Nicolaus Copernicus Portrait by Nicolaus Reusner, 1578 |
Although he was also a mathematician, jurist, classical scholar, artist, governor and quadrilingual polyglot, he is nevertheless mostly remembered for his earth-shattering cosmology.
All this certainly made Copernicus stand out in a crowd.
His heliocentric ideas were in opposition to some biblical understanding of that time. Commonly quoted passages such as Ecclesiastes 1:5, Chronicles 16:30 and Psalm 104:5 seemed to promote the idea of a motionless earth and a mobile sun when literally interpreted.
Sixteenth-century Protestants, who particularly relied upon the Bible for guidance, were up in arms about the heliocentric view. In 1539 Martin Luther said this about Copernicus: There is talk of a new astrologer who wants to prove that the earth moves and goes around instead of the sky, the sun, the moon... The fool wants to turn the whole art of astronomy upside-down...
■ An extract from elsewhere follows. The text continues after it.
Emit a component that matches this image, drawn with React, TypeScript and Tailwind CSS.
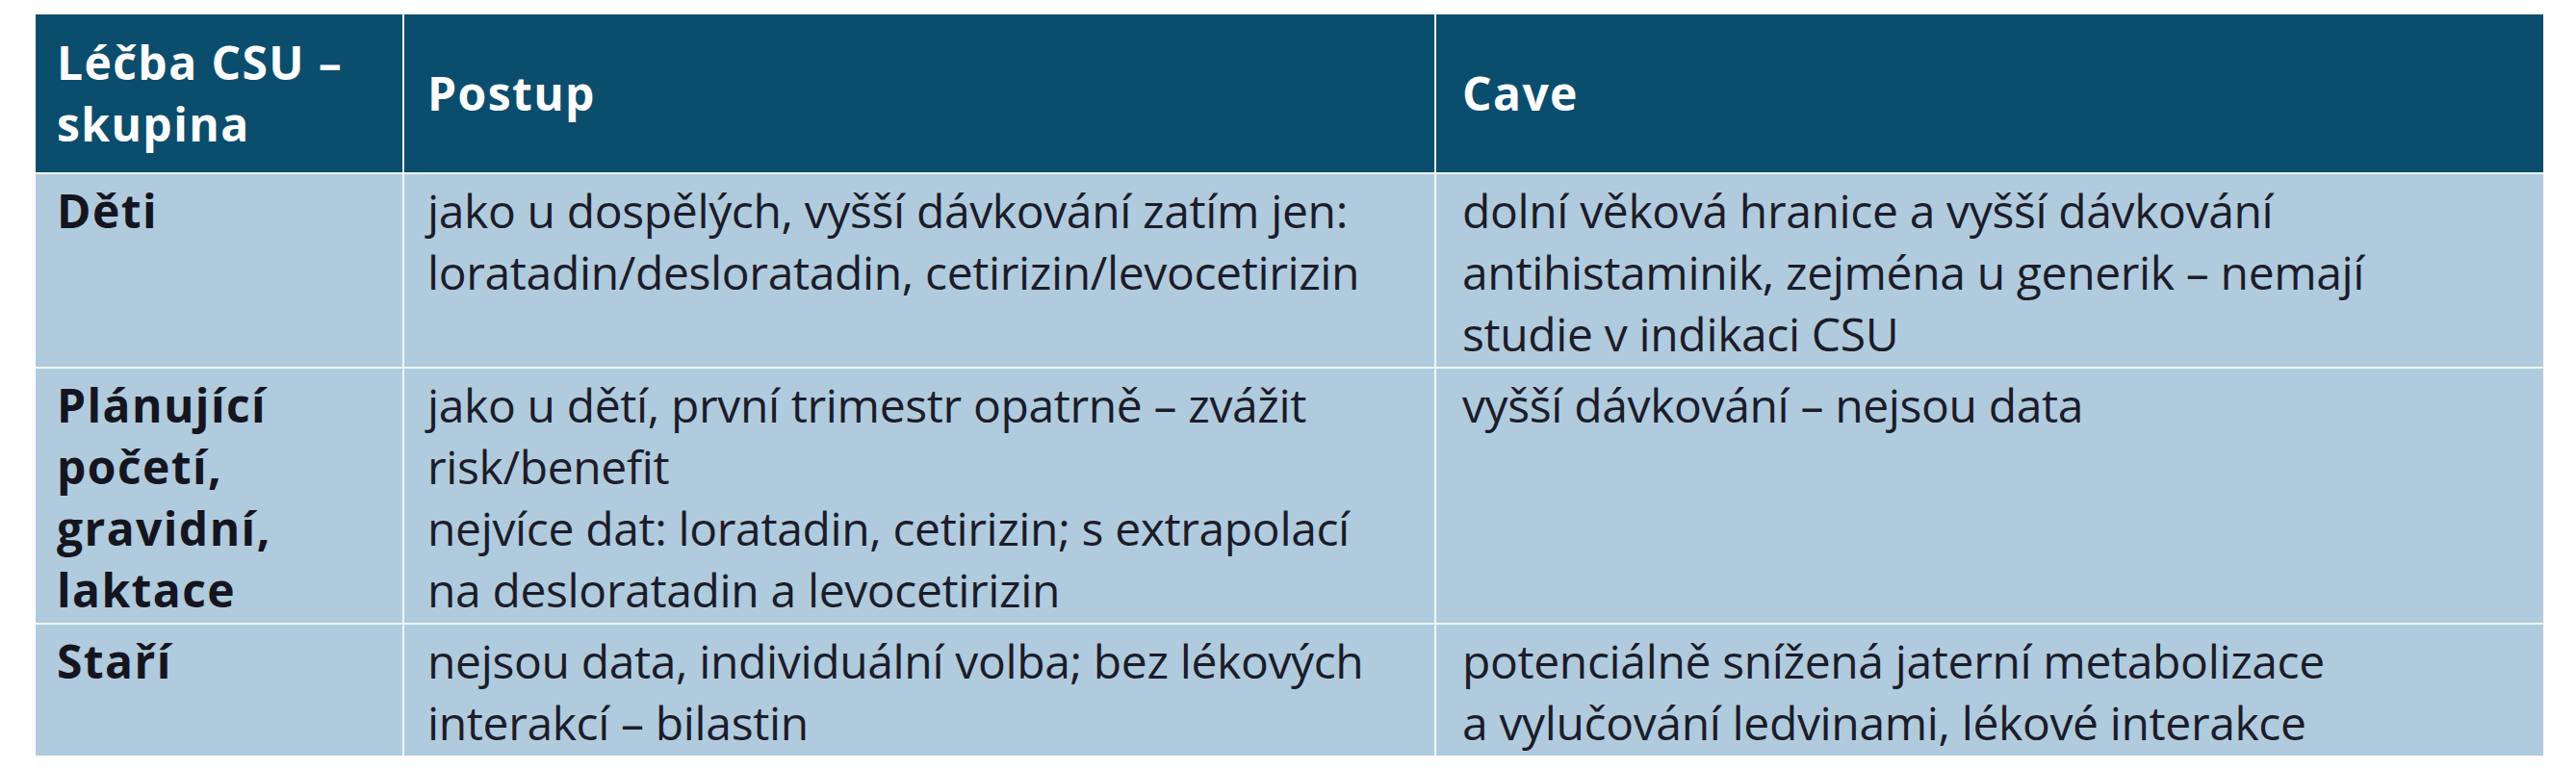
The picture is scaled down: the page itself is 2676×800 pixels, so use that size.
import React from 'react';

const font = { fontFamily: '"Open Sans", "Noto Sans", sans-serif' };

type Row = {
    group: string[];
    postup: string[];
    cave: string[];
};

const rows: Row[] = [
    {
        group: ['Děti'],
        postup: [
            'jako u dospělých, vyšší dávkování zatím jen:',
            'loratadin/desloratadin, cetirizin/levocetirizin',
        ],
        cave: [
            'dolní věková hranice a vyšší dávkování',
            'antihistaminik, zejména u generik – nemají',
            'studie v indikaci CSU',
        ],
    },
    {
        group: ['Plánující', 'početí,', 'gravidní,', 'laktace'],
        postup: [
            'jako u dětí, první trimestr opatrně – zvážit',
            'risk/benefit',
            'nejvíce dat: loratadin, cetirizin; s extrapolací',
            'na desloratadin a levocetirizin',
        ],
        cave: ['vyšší dávkování – nejsou data'],
    },
    {
        group: ['Staří'],
        postup: [
            'nejsou data, individuální volba; bez lékových',
            'interakcí – bilastin',
        ],
        cave: [
            'potenciálně snížená jaterní metabolizace',
            'a vylučování ledvinami, lékové interakce',
        ],
    },
];

// jeden řádek textu = jeden <div>, zalomení přesně podle předlohy
const Lines = ({ lines }: { lines: string[] }) => (
    <>
        {lines.map((l, i) => (
            <div key={i} className="whitespace-nowrap">{l}</div>
        ))}
    </>
);

export default function App() {
    return (
        <div className="min-h-screen bg-white pl-[37px] pt-[15px]" style={font}>
            <div className="grid w-[2605px] grid-cols-[381px_1070px_1150px] grid-rows-[164px_200px_264px_136px] gap-[2px] bg-[#eef8f8] text-[48px] leading-[64px] tracking-[-0.36px]">
                {/* hlavička */}
                <div className="bg-[#0b4d6d] px-[22px] py-[18px] font-bold tracking-[1.4px] text-white">
                    <Lines lines={['Léčba CSU –', 'skupina']} />
                </div>
                <div className="flex items-center bg-[#0b4d6d] px-[24px] font-bold tracking-[1.4px] text-white">Postup</div>
                <div className="flex items-center bg-[#0b4d6d] px-[27px] font-bold tracking-[1.4px] text-white">Cave</div>

                {rows.map((r, i) => (
                    <React.Fragment key={i}>
                        <div className="bg-[#b0cbdd] px-[22px] pt-[6px] font-bold tracking-[1.4px] text-[#15151f]">
                            <Lines lines={r.group} />
                        </div>
                        <div className="bg-[#b0cbdd] px-[24px] pt-[6px] text-[#1c1c2a]">
                            <Lines lines={r.postup} />
                        </div>
                        <div className="bg-[#b0cbdd] px-[27px] pt-[6px] text-[#1c1c2a]">
                            <Lines lines={r.cave} />
                        </div>
                    </React.Fragment>
                ))}
            </div>
        </div>
    );
}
Many say that Calvin was not a whole lot kinder about this. In response to the publication of Copernicus' De revolutionibus orbium coelestium ("On the Revolutions of the Heavenly Spheres" - in Latin, no less), Calvin preached against those who "pervert the course of nature" by saying that "the sun does not move and that it is the earth that revolves and that it turns." Years later, Lutheran theologian Abraham Calovius allegedly added: Who will venture to place the authority of Copernicus above that of the Holy Spirit?
Interestingly, Catholic contemporaries of Copernicus had looked somewhat favorably upon his heliocentrism. Pope Clement VII and several cardinals attended lectures in Rome about it. In 1536 the Archbishop of Capus actively encouraged Copernicus to publish the theory in its entirety. It wasn't until the 1600s that this position was reversed.